Artikel 2 Toepassingsbereik

  • 1 De gemeenteraad beschouwt het als zijn taak om de maatschappelijke participatie te bevorderen en het aantal schoolgaande kinderen dat belemmeringen ondervindt in die participatie door de financiële positie van hun ouders, terug te dringen.

  • 2 Deze verordening stelt regels over de wijze waarop de in het eerste lid genoemde taak door het college wordt uitgevoerd, met inbegrip van de wijze waarop invulling wordt gegeven aan het begrip maatschappelijke participatie.

Paragraaf 2 Beleid met betrekking tot maatschappelijke participatie

Artikel 3 Verantwoordelijkheid college

  • 1 Het college zet zich in voor het tot stand komen en ondersteunen van diensten door natuurlijke- en rechtspersonen die naar zijn oordeel bijdragen aan maatschappelijke participatie.

  • 2 Het college bepaalt:

    - de soort en inhoud van voorzieningen gericht op maatschappelijke participatie voor schoolgaande kinderen;

    - de voorwaarden waaraan dient te worden voldaan om van deze voorziening gebruik te kunnen maken en

    - de hoogte van het bedrag van de voorziening.

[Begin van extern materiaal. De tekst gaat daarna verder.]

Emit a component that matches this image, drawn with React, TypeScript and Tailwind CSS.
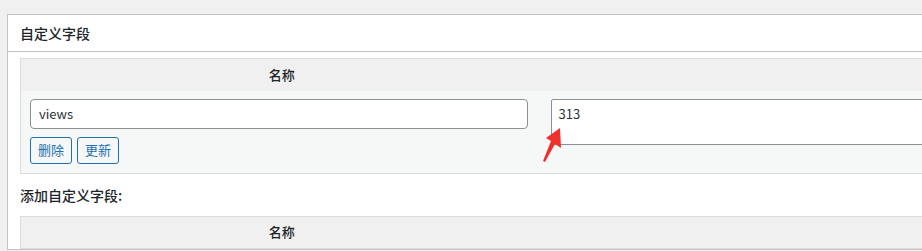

  • 3 Indien een voorziening, bedoeld in het tweede lid, het rechtskarakter heeft van categoriale bijzondere bijstand, bedoeld in artikel 35, vijfde lid, van de wet, draagt het college er zorg voor dat deze bijstand uitsluitend wordt verstrekt aan een belanghebbende met een inkomen tot 110% procent van de op hem van toepassing zijnde bijstandsnorm.

Artikel 4 Maatschappelijke participatie in andere gemeentelijke voorzieningen

  • 1 Voorzover in andere gemeentelijke voorzieningen reeds is voorzien in een wettelijke grondslag voor ondersteuning van de maatschappelijke participatie, wordt die voorziening geacht mede uitvoering te geven aan de opdracht, bedoeld in artikel 8, eerste lid, onderdeel g, van de wet.

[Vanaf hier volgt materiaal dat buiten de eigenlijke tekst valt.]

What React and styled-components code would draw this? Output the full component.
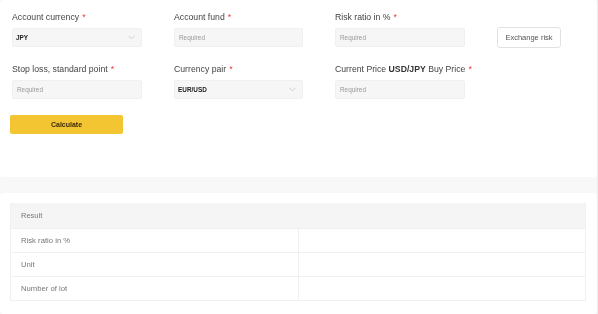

  • 2 Regelingen als bedoeld in het eerste lid zijn tenminste:

    a. het declaratiefonds, zijnde een algemene voorziening ter bestrijding van de kosten van maatschappelijke participatie;

    b. een vergoeding voor een computer en een printer voor een bepaalde leeftijdscategorie;

    c. verstrekking in natura van een fiets door het Nijverheidscentrum onder bepaalde voorwaarden; indien er geen adequate fiets voorhanden is voor een vergoeding verstrekt;

    d. een vergoeding voor schoolkosten in de onder- en bovenbouw van het voortgezet onderwijs

    e. aanvullende vergoeding voor een bepaalde leeftijdscategorie, alleen te gebruiken voor op het gebied van sport, cultuur en recreatie.

Artikel 5 Beleidsregels

Het college stelt beleidsregels vast met betrekking tot de uitvoering van de tot deze verordening behorende voorzieningen.

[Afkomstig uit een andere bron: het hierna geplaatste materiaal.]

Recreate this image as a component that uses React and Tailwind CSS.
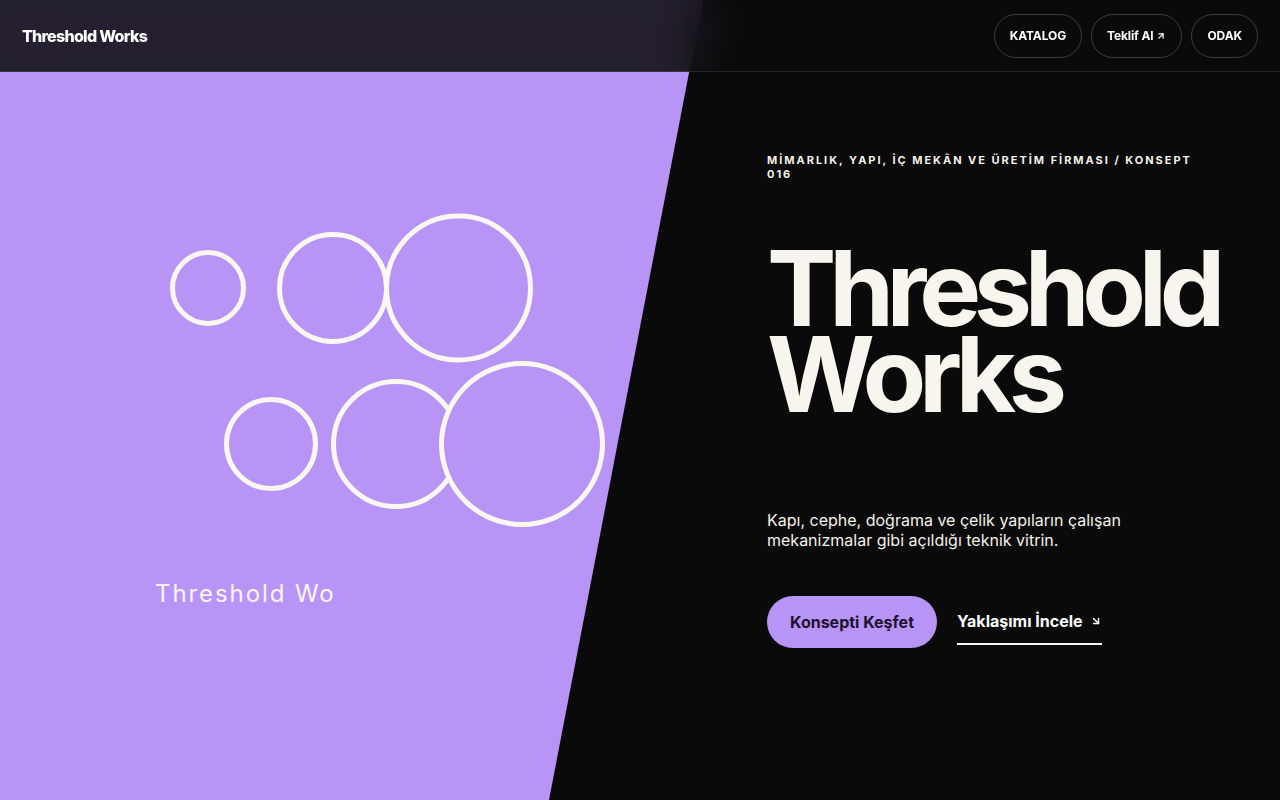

Artikel 6 Hardheidsclausule

Het college kan in bijzondere omstandigheden afwijken van het bepaalde in deze verordening.

Paragraaf 3 Slotbepalingen

Artikel 7 Inwerkingtreding

Deze verordening treedt in werking op 1 juli 2012.

Artikel 8 Citeertitel

Deze verordening wordt aangehaald als: “Verordening maatschappelijke participatie schoolgaande kinderen WWB 2012 Noord-Beveland”.